# Start of Data shown
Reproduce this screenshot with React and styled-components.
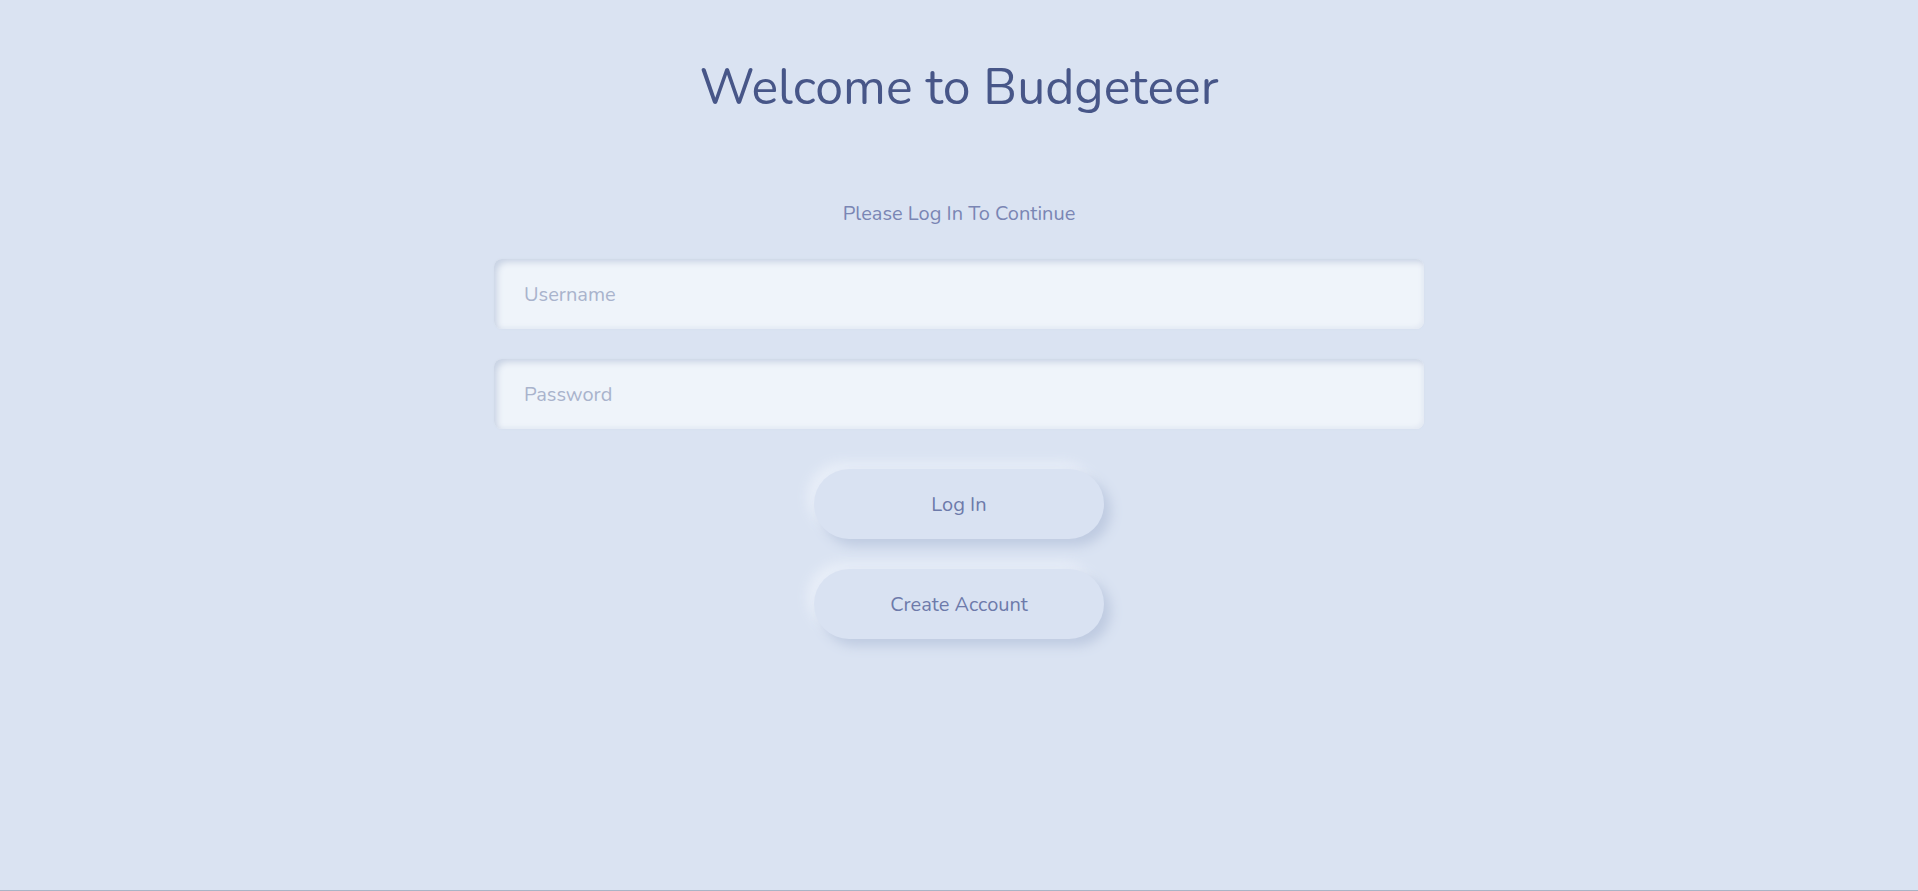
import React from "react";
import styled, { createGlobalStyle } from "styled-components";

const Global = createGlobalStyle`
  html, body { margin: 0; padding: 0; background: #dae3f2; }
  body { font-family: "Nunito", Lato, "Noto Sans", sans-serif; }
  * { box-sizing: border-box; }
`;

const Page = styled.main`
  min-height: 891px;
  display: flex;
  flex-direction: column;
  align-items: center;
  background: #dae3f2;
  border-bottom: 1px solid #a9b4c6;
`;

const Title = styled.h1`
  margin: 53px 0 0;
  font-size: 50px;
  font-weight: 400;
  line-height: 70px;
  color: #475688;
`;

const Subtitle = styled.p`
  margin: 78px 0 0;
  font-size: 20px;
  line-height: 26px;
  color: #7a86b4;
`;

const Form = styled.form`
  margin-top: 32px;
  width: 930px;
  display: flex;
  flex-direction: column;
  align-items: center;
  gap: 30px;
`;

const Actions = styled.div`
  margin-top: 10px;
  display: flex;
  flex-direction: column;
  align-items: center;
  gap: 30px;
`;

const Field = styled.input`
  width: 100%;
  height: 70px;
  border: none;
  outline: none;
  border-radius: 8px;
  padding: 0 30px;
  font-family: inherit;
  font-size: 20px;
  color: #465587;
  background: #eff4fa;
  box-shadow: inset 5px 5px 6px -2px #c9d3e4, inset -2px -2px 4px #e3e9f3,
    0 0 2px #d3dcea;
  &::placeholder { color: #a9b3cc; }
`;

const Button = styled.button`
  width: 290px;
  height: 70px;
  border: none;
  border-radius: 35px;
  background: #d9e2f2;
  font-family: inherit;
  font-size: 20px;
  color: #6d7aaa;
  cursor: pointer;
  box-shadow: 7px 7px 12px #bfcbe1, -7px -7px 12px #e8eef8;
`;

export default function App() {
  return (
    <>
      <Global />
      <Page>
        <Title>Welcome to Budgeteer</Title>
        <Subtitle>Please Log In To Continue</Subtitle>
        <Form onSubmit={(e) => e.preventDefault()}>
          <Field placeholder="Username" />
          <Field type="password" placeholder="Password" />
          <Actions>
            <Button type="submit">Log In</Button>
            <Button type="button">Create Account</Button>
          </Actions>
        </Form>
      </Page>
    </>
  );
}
# End of Data shown
▶ Direction
What is the number of lines containing "components"? Give that number only.

▶ The reply
2